I feel incredibly lucky to have been able to work on this project. We'd be lucky to live in a world where more games like this one are published. I salute any game which attempts to bring unapologetic literary complexity to a huge, complex modern game. I appreciate all games which use mechanics-- including the mechanics of death and difficulty-- to add thematic complexity to a game. I really value games which challenge the player to bring their whole self, and all the media literacy they have, to an interactive story. I think that Pathologic 2 does an exceptionally good job at all of these things.

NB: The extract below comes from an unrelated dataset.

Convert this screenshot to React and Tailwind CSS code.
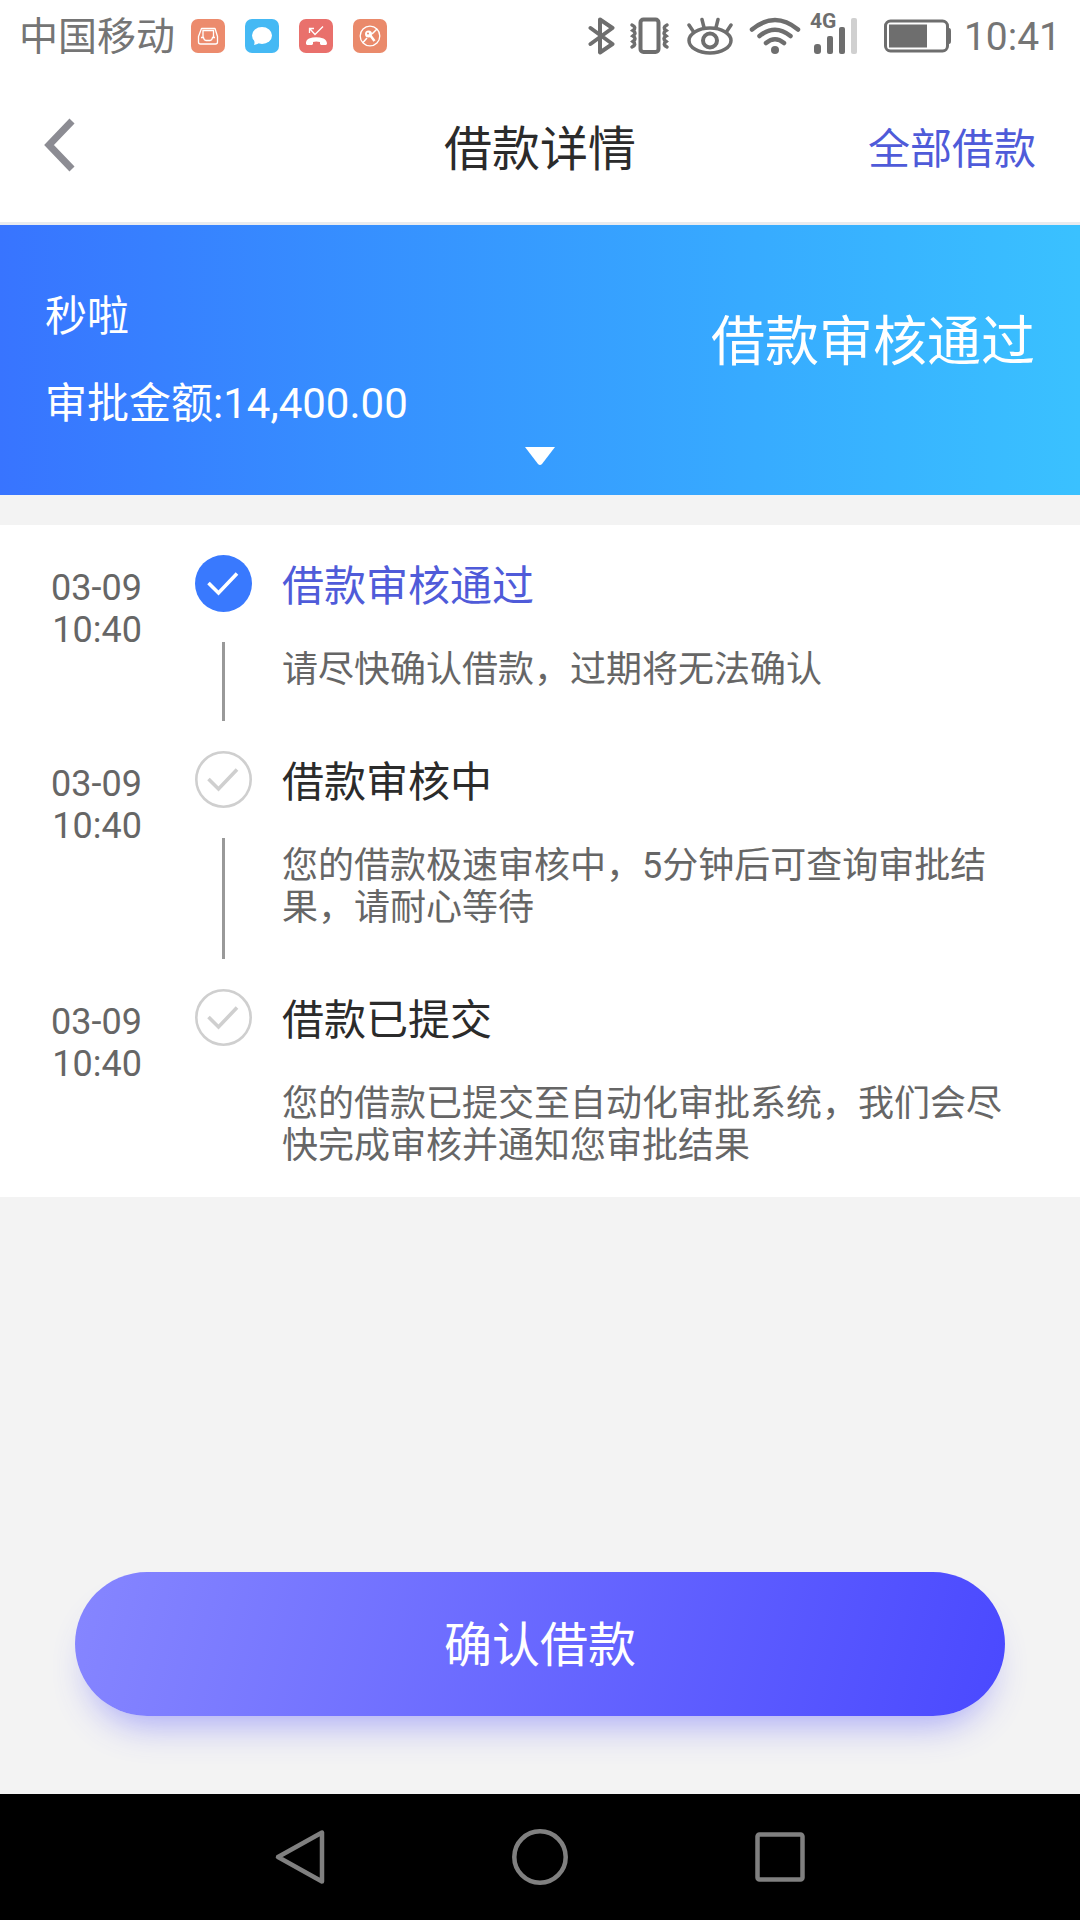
const steps = [
  {
    date: "03-09",
    time: "10:40",
    title: "借款审核通过",
    text: "请尽快确认借款，过期将无法确认",
    active: true,
  },
  {
    date: "03-09",
    time: "10:40",
    title: "借款审核中",
    text: "您的借款极速审核中，5分钟后可查询审批结果，请耐心等待",
  },
  {
    date: "03-09",
    time: "10:40",
    title: "借款已提交",
    text: "您的借款已提交至自动化审批系统，我们会尽快完成审核并通知您审批结果",
  },
];

function NoticeIcons() {
  return (
    <div className="ml-4 flex gap-5">
      {/* Inbox */}
      <svg width="34" height="34" viewBox="0 0 34 34" fill="none">
        <rect width="34" height="34" rx="7" fill="#ec8b6d" />
        <path d="M10.5 9.500h13.500l2.500 8v5.500q0 2-2 2h-15q-2 0-2-2v-5.500z" stroke="#fff" strokeWidth="1.3" strokeLinejoin="round" />
        <path d="M12 18v-6.500h10.500V18M10 18.500h2.500q.5 3 2.500 3h4q2 0 2.500-3H24" stroke="#fff" strokeWidth="1.3" />
      </svg>
      {/* Message */}
      <svg width="34" height="34" viewBox="0 0 34 34">
        <rect width="34" height="34" rx="7" fill="#45b9f4" />
        <ellipse cx="17" cy="16.5" rx="10" ry="8.5" fill="#fff" />
        <path d="M9 20q1 4 0 6 4-.5 6-3z" fill="#fff" />
      </svg>
      {/* Missed call */}
      <svg width="34" height="34" viewBox="0 0 34 34" fill="none">
        <rect width="34" height="34" rx="7" fill="#e9706c" />
        <path d="M10.5 14V9.500H15M11 10l5 5.500 8-8" stroke="#fff" strokeWidth="1.3" />
        <path d="M7 25q-.5-4 3-5.500 7-2.500 14.500 0 3.500 1.500 3.500 5.500l-1 1h-5l-1-1v-2q-4-1.200-7 0v2l-1 1H8z" fill="#fff" />
      </svg>
      {/* Blocked */}
      <svg width="34" height="34" viewBox="0 0 34 34" fill="none">
        <rect width="34" height="34" rx="7" fill="#ea8a6b" />
        <circle cx="17" cy="17" r="9.8" stroke="#fff" strokeWidth="1.3" />
        <circle cx="15.5" cy="15" r="3.5" fill="#fff" />
        <path d="M17 16l4.500 6" stroke="#fff" strokeWidth="2.5" />
        <path d="M24 10l-5 5M14 19l-4 4.500" stroke="#fff" strokeWidth="1.5" />
        <circle cx="15" cy="14.5" r="1" fill="#ea8a6b" />
      </svg>
    </div>
  );
}

function StatusBar() {
  return (
    <div className="flex h-[72px] items-center px-[19px] text-[39px] leading-[44px] text-[#757575]">
      <span className="pt-px">中国移动</span>
      <NoticeIcons />
      <div className="ml-auto flex items-center">
        {/* Bluetooth */}
        <svg width="28" height="38" viewBox="0 0 28 38" fill="none" stroke="#6e6e6e" strokeWidth="4" strokeLinecap="round" strokeLinejoin="round">
          <path d="M2.5 11l22 16L12 35.500V2.500L24.500 11l-22 16" />
        </svg>
        {/* Vibrate */}
        <svg className="ml-[13px]" width="42" height="38" viewBox="0 0 42 38" fill="none" stroke="#6e6e6e" strokeLinecap="round">
          <rect x="11.5" y="2.5" width="18" height="32.5" rx="3" strokeWidth="4" />
          <path d="M3 8q5 2.500 1 5.500q4 2.500 0 5.500q4 2.500 0 5.500q4 3-1 5.500M38 8q-5 2.500-1 5.500q-4 2.500 0 5.500q-4 2.500 0 5.500q-4 3 1 5.500" strokeWidth="3.5" />
        </svg>
        {/* Eye comfort */}
        <svg className="ml-4" width="46" height="38" viewBox="0 0 46 38" fill="none" stroke="#6e6e6e" strokeWidth="3.5" strokeLinecap="round">
          <ellipse cx="23" cy="23.5" rx="21" ry="12.5" />
          <circle cx="23" cy="23.5" r="7" strokeWidth="4" />
          <path d="M2 8l4 6M15 2.500l2 8M31 2.500l-2 8M44 8l-4 6" />
        </svg>
        {/* Wifi */}
        <svg className="ml-4" width="52" height="38" viewBox="0 0 52 38" fill="none" stroke="#6e6e6e" strokeWidth="4.5" strokeLinecap="round">
          <path d="M3 12.500Q26-6.500 49 12.500M10.500 19Q26 6.500 41.500 19M17 26Q26 18.500 35 26" />
          <circle cx="26" cy="33" r="4" fill="#6e6e6e" stroke="none" />
        </svg>
        {/* Mobile signal */}
        <div className="relative ml-[13px]">
          <span className="absolute -top-2 -left-1 text-[21px] leading-6 font-bold text-[#6e6e6e]">4G</span>
          <svg width="44" height="38" viewBox="0 0 44 38" fill="#6e6e6e">
            <rect x="0" y="27" width="7" height="10" rx="3" />
            <rect x="13" y="19" width="6" height="18" rx="2" />
            <rect x="25" y="10" width="6" height="27" rx="2" />
            <rect x="37" y="1" width="6" height="36" rx="2" fill="#d0d0d0" />
          </svg>
        </div>
        {/* Battery */}
        <svg className="ml-[26px]" width="68" height="34" viewBox="0 0 68 34">
          <rect x="1.5" y="2" width="62" height="30" rx="5" fill="none" stroke="#6e6e6e" strokeWidth="3" />
          <rect x="5" y="5.5" width="38" height="23" fill="#6e6e6e" />
          <path d="M63 9h2q2 0 2 3v10q0 3-2 3h-2z" fill="#6e6e6e" />
        </svg>
        <span className="ml-3 pt-px">10:41</span>
      </div>
    </div>
  );
}

function StepIcon({ active }) {
  return (
    <svg
      width="57"
      height="57"
      viewBox="0 0 57 57"
      fill="none"
      className={active ? "shrink-0 text-white" : "shrink-0 text-[#cfcfcf]"}
    >
      {active ? (
        <circle cx="28.5" cy="28.5" r="28.5" fill="#3979fe" />
      ) : (
        <circle cx="28.5" cy="28.5" r="27.2" stroke="currentColor" strokeWidth="2.6" />
      )}
      <path d="M13.500 28l10 10 18.500-19.500" stroke="currentColor" strokeWidth="3.6" />
    </svg>
  );
}

function Step({ step, last }) {
  return (
    <li className="flex">
      <div className="w-[142px] shrink-0 pt-3 text-right text-[36px] leading-[42px] text-[#666]">
        <div>{step.date}</div>
        <div>{step.time}</div>
      </div>
      <div className="mr-[30px] ml-[53px] flex w-[57px] shrink-0 flex-col items-center">
        <StepIcon active={step.active} />
        {!last && <div className="my-[30px] w-[3px] flex-1 bg-[#999]" />}
      </div>
      <div className={last ? "flex-1 pt-2" : "flex-1 pt-2 pb-15"}>
        <h2 className={`text-[42px] leading-12 ${step.active ? "text-[#4f5bd9]" : "text-[#2b2b2b]"}`}>
          {step.title}
        </h2>
        <p className="mt-[38px] text-[36px] leading-[42px] text-[#666]">{step.text}</p>
      </div>
    </li>
  );
}

export default function App() {
  return (
    <div
      lang="zh-CN"
      className="flex min-h-screen flex-col bg-[#f3f3f3] font-['Roboto','Noto_Sans_CJK_SC',sans-serif]"
    >
      <div className="border-b-3 border-[#e9ebef] bg-white">
        <StatusBar />
        <header className="grid h-[150px] grid-cols-3 items-center px-[44px]">
          <button type="button" aria-label="返回" className="-mt-1 justify-self-start">
            <svg width="32" height="54" viewBox="0 0 32 54" fill="none" stroke="#8c8c93" strokeWidth="7">
              <path d="M28 3L5 27l23 24" />
            </svg>
          </button>
          <h1 className="pt-1.5 text-center text-[48px] leading-[56px] text-[#2b2b2b]">借款详情</h1>
          <a href="#all" className="pt-1.5 text-right text-[42px] leading-12 text-[#4f5bd9]">
            全部借款
          </a>
        </header>
      </div>

      <section className="bg-linear-to-r from-[#3874ff] to-[#3ac1ff] px-[45px] pt-[68px] pb-[30px] text-white">
        <div className="flex items-start justify-between">
          <div className="flex flex-col gap-[39px] text-[42px] leading-12">
            <p>秒啦</p>
            <p>审批金额:14,400.00</p>
          </div>
          <p className="pt-5 text-[54px] leading-[60px]">借款审核通过</p>
        </div>
        <button type="button" aria-label="展开" className="mx-auto mt-[19px] block">
          <svg className="block" width="30" height="18" viewBox="0 0 30 18" fill="#fff">
            <path d="M0 0h30L17 17q-2 2-4 0z" />
          </svg>
        </button>
      </section>

      <ol className="mt-[30px] bg-white py-[30px] pr-[66px]">
        {steps.map((step, i) => (
          <Step key={step.title} step={step} last={i === steps.length - 1} />
        ))}
      </ol>

      <div className="mt-auto px-[75px] pb-[78px]">
        <button
          type="button"
          className="h-36 w-full rounded-full bg-linear-[105deg,#8686ff,#4a49ff] pt-1 text-[48px] text-white shadow-[0_24px_36px_-16px_rgba(75,75,255,0.45)]"
        >
          确认借款
        </button>
      </div>

      <nav className="bg-black">
        <div className="mx-auto grid h-[126px] w-2/3 grid-cols-3 place-items-center">
          <button type="button" aria-label="Back">
            <svg width="56" height="56" viewBox="0 0 56 56" fill="none" stroke="#808080" strokeWidth="4.5" strokeLinejoin="round">
              <path d="M50 3.500v49L6 28z" />
            </svg>
          </button>
          <button type="button" aria-label="Home">
            <svg width="56" height="56" viewBox="0 0 56 56" fill="none" stroke="#808080" strokeWidth="4.5">
              <circle cx="28" cy="28" r="25.7" />
            </svg>
          </button>
          <button type="button" aria-label="Recent apps">
            <svg width="56" height="56" viewBox="0 0 56 56" fill="none" stroke="#808080" strokeWidth="4.5">
              <rect x="5.5" y="5.5" width="45" height="45" rx="2" />
            </svg>
          </button>
        </div>
      </nav>
    </div>
  );
}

It asks players to treat it as a true adversary-- to question what it says, question how it seems to be working, to confront and reject the word-of-god-style proclamations its characters sometimes seem to be making.

I think that some of the criticism of this game has really failed to see or acknowledge this part of the experience. You cannot play Pathologic 2 as if you are playing Skyrim, The Witcher, Mass Effect, or even a very good difficult survival horror game. Pathologic 2 is incredibly improved over the original in a variety of ways which really surprised me-- its various interaction menus and inventories and dialogue UX, for example, are among the most powerfully thematic I've ever seen. But despite how much more polished it is than the original, you cannot play this game as if it's supposed to be accomplishing the same things a Bioware adventure, or whatever, is trying to accomplish. You cannot play a game which slings Brecht references at you every time you die as if it's some smooth round orb of entertainment polished up for consumers to swallow.

I think that's why its core audience has been so thrilled by it. So many of the things we're able to play these days are interested in being perfectly smooth uncomplicated little marbles of fun meant to grease down our gullets, or whatever. Pathologic 2, on the other hand, is like swallowing the most interesting caltrop in the world. We deserve a challenge like that every once in a while. We're smart and strong enough to be given a test like that, I think.